How APM Supports CI/CD & DevOps Workflows
In DevOps, automation is key. APM tools can integrate into your CI/CD pipeline to provide constant feedback on performance during development, testing, and production. Here’s how APM can help streamline your DevOps workflow:
- Monitor in Staging: Before releasing new features, use APM in your staging environment to catch performance issues early.
- Automate Rollbacks: If performance dips after a new deployment, APM tools can automatically trigger a rollback to the previous version.
- Continuous Feedback: APM tools provide real-time performance feedback, allowing developers to see how their changes impact the app right away.
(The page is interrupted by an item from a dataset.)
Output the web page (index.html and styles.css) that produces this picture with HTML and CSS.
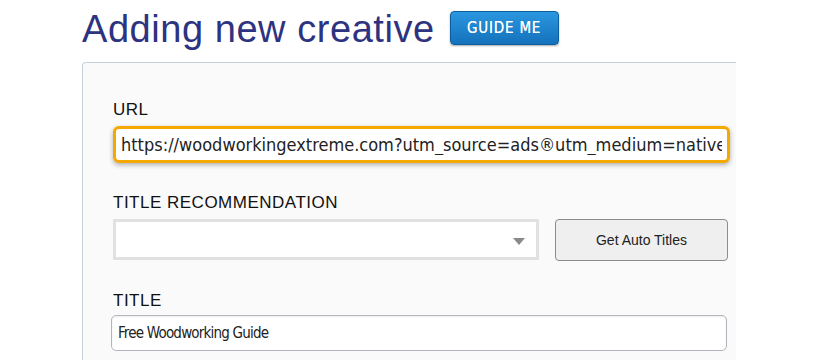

APM In Microservices & Cloud-Native Apps
With more companies adopting microservices and cloud-native architectures, APM tools have become even more important. In a monolithic app, it’s relatively easy to track down performance issues since everything is centralized. But with microservices, where each service runs independently, tracking performance gets tricky.
Modern APM tools are built to handle these distributed environments. They track things like:
- Service Latency: How long it takes for each microservice to respond.
- Inter-Service Communication: Monitoring how different services talk to each other and spotting any delays or failures.
- Scaling Metrics: Tracking how well your services scale under load in cloud environments.
Key Takeaways For DevOps & SRE Teams
APM isn’t just another tool; it’s a critical part of keeping your app running smoothly. Here’s a quick summary of why APM matters:
- It helps you spot and fix performance issues before they affect users.
- It gives insights into both the infrastructure and the application’s health.
- It simplifies troubleshooting by helping you identify the root cause of problems.
- APM fits right into your DevOps pipeline for continuous performance monitoring.
- It’s essential for managing microservices and cloud-native apps.
For any DevOps or SRE team focused on delivering a high-quality user experience, APM is a must-have. It provides the visibility and insights needed to keep your apps running smoothly and your users happy.